**EXERCISE DETAILS**
Write the data out again, character for character, with no images.

>> START

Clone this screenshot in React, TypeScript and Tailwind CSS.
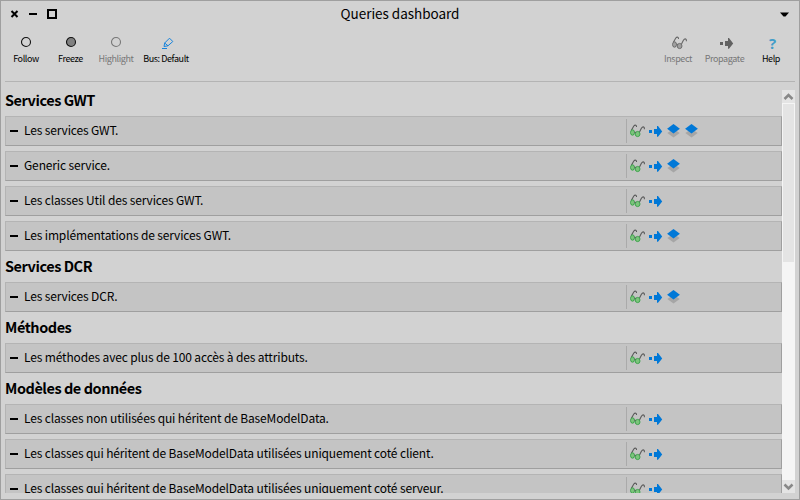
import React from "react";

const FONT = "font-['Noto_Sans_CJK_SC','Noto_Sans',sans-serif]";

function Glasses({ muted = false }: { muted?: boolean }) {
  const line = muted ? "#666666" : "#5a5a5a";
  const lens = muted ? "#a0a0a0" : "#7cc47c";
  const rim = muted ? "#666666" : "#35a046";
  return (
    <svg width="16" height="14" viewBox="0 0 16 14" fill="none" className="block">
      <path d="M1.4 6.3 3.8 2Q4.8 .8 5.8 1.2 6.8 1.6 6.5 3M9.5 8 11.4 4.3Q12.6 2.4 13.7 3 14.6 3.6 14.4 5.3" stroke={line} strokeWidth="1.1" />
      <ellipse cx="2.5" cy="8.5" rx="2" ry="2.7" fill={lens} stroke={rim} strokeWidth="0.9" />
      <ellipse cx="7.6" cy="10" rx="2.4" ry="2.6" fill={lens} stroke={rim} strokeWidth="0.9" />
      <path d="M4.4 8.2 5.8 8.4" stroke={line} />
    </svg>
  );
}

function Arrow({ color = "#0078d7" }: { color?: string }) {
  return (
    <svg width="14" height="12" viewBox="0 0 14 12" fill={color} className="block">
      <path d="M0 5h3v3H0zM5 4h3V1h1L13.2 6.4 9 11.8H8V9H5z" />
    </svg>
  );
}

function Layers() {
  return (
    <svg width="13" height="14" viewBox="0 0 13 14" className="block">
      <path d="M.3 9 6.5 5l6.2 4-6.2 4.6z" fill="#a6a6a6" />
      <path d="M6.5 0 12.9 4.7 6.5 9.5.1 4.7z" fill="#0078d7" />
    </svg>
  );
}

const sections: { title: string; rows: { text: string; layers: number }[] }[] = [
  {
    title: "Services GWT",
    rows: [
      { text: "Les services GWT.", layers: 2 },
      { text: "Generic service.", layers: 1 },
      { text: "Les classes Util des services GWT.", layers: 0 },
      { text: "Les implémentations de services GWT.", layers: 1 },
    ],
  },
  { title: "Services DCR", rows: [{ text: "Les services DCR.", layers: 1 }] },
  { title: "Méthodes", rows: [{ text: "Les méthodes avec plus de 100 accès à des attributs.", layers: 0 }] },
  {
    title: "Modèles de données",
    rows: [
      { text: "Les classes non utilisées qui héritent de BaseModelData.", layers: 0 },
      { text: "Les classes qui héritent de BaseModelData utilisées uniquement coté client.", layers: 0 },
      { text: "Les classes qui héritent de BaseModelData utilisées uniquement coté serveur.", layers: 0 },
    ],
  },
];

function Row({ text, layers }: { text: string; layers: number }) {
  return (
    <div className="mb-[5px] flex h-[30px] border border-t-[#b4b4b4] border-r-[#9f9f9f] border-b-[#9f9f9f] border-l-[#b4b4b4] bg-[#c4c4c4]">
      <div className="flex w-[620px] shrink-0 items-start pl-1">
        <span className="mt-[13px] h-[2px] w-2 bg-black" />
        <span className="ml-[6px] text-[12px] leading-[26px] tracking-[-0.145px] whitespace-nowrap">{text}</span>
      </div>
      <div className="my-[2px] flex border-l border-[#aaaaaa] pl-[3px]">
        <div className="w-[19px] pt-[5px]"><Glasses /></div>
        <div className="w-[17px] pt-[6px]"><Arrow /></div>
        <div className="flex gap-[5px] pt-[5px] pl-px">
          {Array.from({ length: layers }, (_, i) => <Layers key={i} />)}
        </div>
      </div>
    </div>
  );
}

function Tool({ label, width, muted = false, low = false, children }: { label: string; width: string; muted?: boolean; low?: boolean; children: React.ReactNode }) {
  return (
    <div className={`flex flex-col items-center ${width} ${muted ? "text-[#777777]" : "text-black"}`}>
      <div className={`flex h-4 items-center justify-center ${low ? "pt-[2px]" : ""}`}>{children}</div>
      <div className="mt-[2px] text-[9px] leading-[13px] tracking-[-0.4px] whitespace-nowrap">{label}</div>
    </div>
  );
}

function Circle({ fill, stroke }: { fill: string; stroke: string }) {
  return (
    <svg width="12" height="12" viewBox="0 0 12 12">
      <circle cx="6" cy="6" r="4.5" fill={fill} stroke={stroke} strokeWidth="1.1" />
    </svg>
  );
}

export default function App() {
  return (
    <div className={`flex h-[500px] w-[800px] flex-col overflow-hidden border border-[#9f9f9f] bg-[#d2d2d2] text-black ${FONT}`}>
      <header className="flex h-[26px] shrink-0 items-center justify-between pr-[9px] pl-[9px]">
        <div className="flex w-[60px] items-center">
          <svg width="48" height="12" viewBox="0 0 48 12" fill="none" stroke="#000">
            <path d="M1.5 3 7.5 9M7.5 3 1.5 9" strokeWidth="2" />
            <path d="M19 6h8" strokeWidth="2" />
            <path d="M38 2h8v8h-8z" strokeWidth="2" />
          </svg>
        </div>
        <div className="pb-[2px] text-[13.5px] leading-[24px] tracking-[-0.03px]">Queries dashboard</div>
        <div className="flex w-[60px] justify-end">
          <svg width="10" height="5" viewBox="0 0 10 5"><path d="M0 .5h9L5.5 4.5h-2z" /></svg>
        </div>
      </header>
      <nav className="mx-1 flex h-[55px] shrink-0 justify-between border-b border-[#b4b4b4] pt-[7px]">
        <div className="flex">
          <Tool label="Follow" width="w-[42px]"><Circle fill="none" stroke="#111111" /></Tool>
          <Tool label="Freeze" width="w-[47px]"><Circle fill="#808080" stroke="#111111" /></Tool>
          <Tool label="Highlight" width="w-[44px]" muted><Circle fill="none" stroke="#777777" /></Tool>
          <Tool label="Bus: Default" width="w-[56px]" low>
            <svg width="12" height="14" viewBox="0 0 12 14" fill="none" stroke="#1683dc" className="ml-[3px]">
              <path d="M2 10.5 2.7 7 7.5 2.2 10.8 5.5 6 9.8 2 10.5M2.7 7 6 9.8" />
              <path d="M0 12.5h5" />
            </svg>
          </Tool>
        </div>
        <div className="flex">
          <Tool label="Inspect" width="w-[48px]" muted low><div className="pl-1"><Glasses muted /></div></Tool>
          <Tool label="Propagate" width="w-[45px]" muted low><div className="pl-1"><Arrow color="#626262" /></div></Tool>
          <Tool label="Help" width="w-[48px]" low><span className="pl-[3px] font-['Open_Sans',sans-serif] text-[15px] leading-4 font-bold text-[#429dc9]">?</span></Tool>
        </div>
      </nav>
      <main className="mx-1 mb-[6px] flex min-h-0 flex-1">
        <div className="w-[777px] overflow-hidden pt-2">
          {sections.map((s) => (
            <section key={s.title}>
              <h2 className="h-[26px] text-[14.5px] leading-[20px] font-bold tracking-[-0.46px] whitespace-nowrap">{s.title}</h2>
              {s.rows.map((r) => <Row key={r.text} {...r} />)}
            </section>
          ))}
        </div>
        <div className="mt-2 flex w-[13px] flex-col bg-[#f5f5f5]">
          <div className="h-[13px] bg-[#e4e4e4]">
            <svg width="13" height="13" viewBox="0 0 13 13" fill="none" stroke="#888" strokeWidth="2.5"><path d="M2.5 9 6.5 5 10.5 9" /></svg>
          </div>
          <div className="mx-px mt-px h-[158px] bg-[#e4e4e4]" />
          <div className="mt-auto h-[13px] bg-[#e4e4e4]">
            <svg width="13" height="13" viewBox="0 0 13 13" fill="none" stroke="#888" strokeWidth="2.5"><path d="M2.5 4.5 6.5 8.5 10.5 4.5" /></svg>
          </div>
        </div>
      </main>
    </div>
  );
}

>> END

**RESULT OF THE TASK**
Clone this screenshot in React, TypeScript and Tailwind CSS.
import React from "react";

const FONT = "font-['Noto_Sans_CJK_SC','Noto_Sans',sans-serif]";

function Glasses({ muted = false }: { muted?: boolean }) {
  const line = muted ? "#666666" : "#5a5a5a";
  const lens = muted ? "#a0a0a0" : "#7cc47c";
  const rim = muted ? "#666666" : "#35a046";
  return (
    <svg width="16" height="14" viewBox="0 0 16 14" fill="none" className="block">
      <path d="M1.4 6.3 3.8 2Q4.8 .8 5.8 1.2 6.8 1.6 6.5 3M9.5 8 11.4 4.3Q12.6 2.4 13.7 3 14.6 3.6 14.4 5.3" stroke={line} strokeWidth="1.1" />
      <ellipse cx="2.5" cy="8.5" rx="2" ry="2.7" fill={lens} stroke={rim} strokeWidth="0.9" />
      <ellipse cx="7.6" cy="10" rx="2.4" ry="2.6" fill={lens} stroke={rim} strokeWidth="0.9" />
      <path d="M4.4 8.2 5.8 8.4" stroke={line} />
    </svg>
  );
}

function Arrow({ color = "#0078d7" }: { color?: string }) {
  return (
    <svg width="14" height="12" viewBox="0 0 14 12" fill={color} className="block">
      <path d="M0 5h3v3H0zM5 4h3V1h1L13.2 6.4 9 11.8H8V9H5z" />
    </svg>
  );
}

function Layers() {
  return (
    <svg width="13" height="14" viewBox="0 0 13 14" className="block">
      <path d="M.3 9 6.5 5l6.2 4-6.2 4.6z" fill="#a6a6a6" />
      <path d="M6.5 0 12.9 4.7 6.5 9.5.1 4.7z" fill="#0078d7" />
    </svg>
  );
}

const sections: { title: string; rows: { text: string; layers: number }[] }[] = [
  {
    title: "Services GWT",
    rows: [
      { text: "Les services GWT.", layers: 2 },
      { text: "Generic service.", layers: 1 },
      { text: "Les classes Util des services GWT.", layers: 0 },
      { text: "Les implémentations de services GWT.", layers: 1 },
    ],
  },
  { title: "Services DCR", rows: [{ text: "Les services DCR.", layers: 1 }] },
  { title: "Méthodes", rows: [{ text: "Les méthodes avec plus de 100 accès à des attributs.", layers: 0 }] },
  {
    title: "Modèles de données",
    rows: [
      { text: "Les classes non utilisées qui héritent de BaseModelData.", layers: 0 },
      { text: "Les classes qui héritent de BaseModelData utilisées uniquement coté client.", layers: 0 },
      { text: "Les classes qui héritent de BaseModelData utilisées uniquement coté serveur.", layers: 0 },
    ],
  },
];

function Row({ text, layers }: { text: string; layers: number }) {
  return (
    <div className="mb-[5px] flex h-[30px] border border-t-[#b4b4b4] border-r-[#9f9f9f] border-b-[#9f9f9f] border-l-[#b4b4b4] bg-[#c4c4c4]">
      <div className="flex w-[620px] shrink-0 items-start pl-1">
        <span className="mt-[13px] h-[2px] w-2 bg-black" />
        <span className="ml-[6px] text-[12px] leading-[26px] tracking-[-0.145px] whitespace-nowrap">{text}</span>
      </div>
      <div className="my-[2px] flex border-l border-[#aaaaaa] pl-[3px]">
        <div className="w-[19px] pt-[5px]"><Glasses /></div>
        <div className="w-[17px] pt-[6px]"><Arrow /></div>
        <div className="flex gap-[5px] pt-[5px] pl-px">
          {Array.from({ length: layers }, (_, i) => <Layers key={i} />)}
        </div>
      </div>
    </div>
  );
}

function Tool({ label, width, muted = false, low = false, children }: { label: string; width: string; muted?: boolean; low?: boolean; children: React.ReactNode }) {
  return (
    <div className={`flex flex-col items-center ${width} ${muted ? "text-[#777777]" : "text-black"}`}>
      <div className={`flex h-4 items-center justify-center ${low ? "pt-[2px]" : ""}`}>{children}</div>
      <div className="mt-[2px] text-[9px] leading-[13px] tracking-[-0.4px] whitespace-nowrap">{label}</div>
    </div>
  );
}

function Circle({ fill, stroke }: { fill: string; stroke: string }) {
  return (
    <svg width="12" height="12" viewBox="0 0 12 12">
      <circle cx="6" cy="6" r="4.5" fill={fill} stroke={stroke} strokeWidth="1.1" />
    </svg>
  );
}

export default function App() {
  return (
    <div className={`flex h-[500px] w-[800px] flex-col overflow-hidden border border-[#9f9f9f] bg-[#d2d2d2] text-black ${FONT}`}>
      <header className="flex h-[26px] shrink-0 items-center justify-between pr-[9px] pl-[9px]">
        <div className="flex w-[60px] items-center">
          <svg width="48" height="12" viewBox="0 0 48 12" fill="none" stroke="#000">
            <path d="M1.5 3 7.5 9M7.5 3 1.5 9" strokeWidth="2" />
            <path d="M19 6h8" strokeWidth="2" />
            <path d="M38 2h8v8h-8z" strokeWidth="2" />
          </svg>
        </div>
        <div className="pb-[2px] text-[13.5px] leading-[24px] tracking-[-0.03px]">Queries dashboard</div>
        <div className="flex w-[60px] justify-end">
          <svg width="10" height="5" viewBox="0 0 10 5"><path d="M0 .5h9L5.5 4.5h-2z" /></svg>
        </div>
      </header>
      <nav className="mx-1 flex h-[55px] shrink-0 justify-between border-b border-[#b4b4b4] pt-[7px]">
        <div className="flex">
          <Tool label="Follow" width="w-[42px]"><Circle fill="none" stroke="#111111" /></Tool>
          <Tool label="Freeze" width="w-[47px]"><Circle fill="#808080" stroke="#111111" /></Tool>
          <Tool label="Highlight" width="w-[44px]" muted><Circle fill="none" stroke="#777777" /></Tool>
          <Tool label="Bus: Default" width="w-[56px]" low>
            <svg width="12" height="14" viewBox="0 0 12 14" fill="none" stroke="#1683dc" className="ml-[3px]">
              <path d="M2 10.5 2.7 7 7.5 2.2 10.8 5.5 6 9.8 2 10.5M2.7 7 6 9.8" />
              <path d="M0 12.5h5" />
            </svg>
          </Tool>
        </div>
        <div className="flex">
          <Tool label="Inspect" width="w-[48px]" muted low><div className="pl-1"><Glasses muted /></div></Tool>
          <Tool label="Propagate" width="w-[45px]" muted low><div className="pl-1"><Arrow color="#626262" /></div></Tool>
          <Tool label="Help" width="w-[48px]" low><span className="pl-[3px] font-['Open_Sans',sans-serif] text-[15px] leading-4 font-bold text-[#429dc9]">?</span></Tool>
        </div>
      </nav>
      <main className="mx-1 mb-[6px] flex min-h-0 flex-1">
        <div className="w-[777px] overflow-hidden pt-2">
          {sections.map((s) => (
            <section key={s.title}>
              <h2 className="h-[26px] text-[14.5px] leading-[20px] font-bold tracking-[-0.46px] whitespace-nowrap">{s.title}</h2>
              {s.rows.map((r) => <Row key={r.text} {...r} />)}
            </section>
          ))}
        </div>
        <div className="mt-2 flex w-[13px] flex-col bg-[#f5f5f5]">
          <div className="h-[13px] bg-[#e4e4e4]">
            <svg width="13" height="13" viewBox="0 0 13 13" fill="none" stroke="#888" strokeWidth="2.5"><path d="M2.5 9 6.5 5 10.5 9" /></svg>
          </div>
          <div className="mx-px mt-px h-[158px] bg-[#e4e4e4]" />
          <div className="mt-auto h-[13px] bg-[#e4e4e4]">
            <svg width="13" height="13" viewBox="0 0 13 13" fill="none" stroke="#888" strokeWidth="2.5"><path d="M2.5 4.5 6.5 8.5 10.5 4.5" /></svg>
          </div>
        </div>
      </main>
    </div>
  );
}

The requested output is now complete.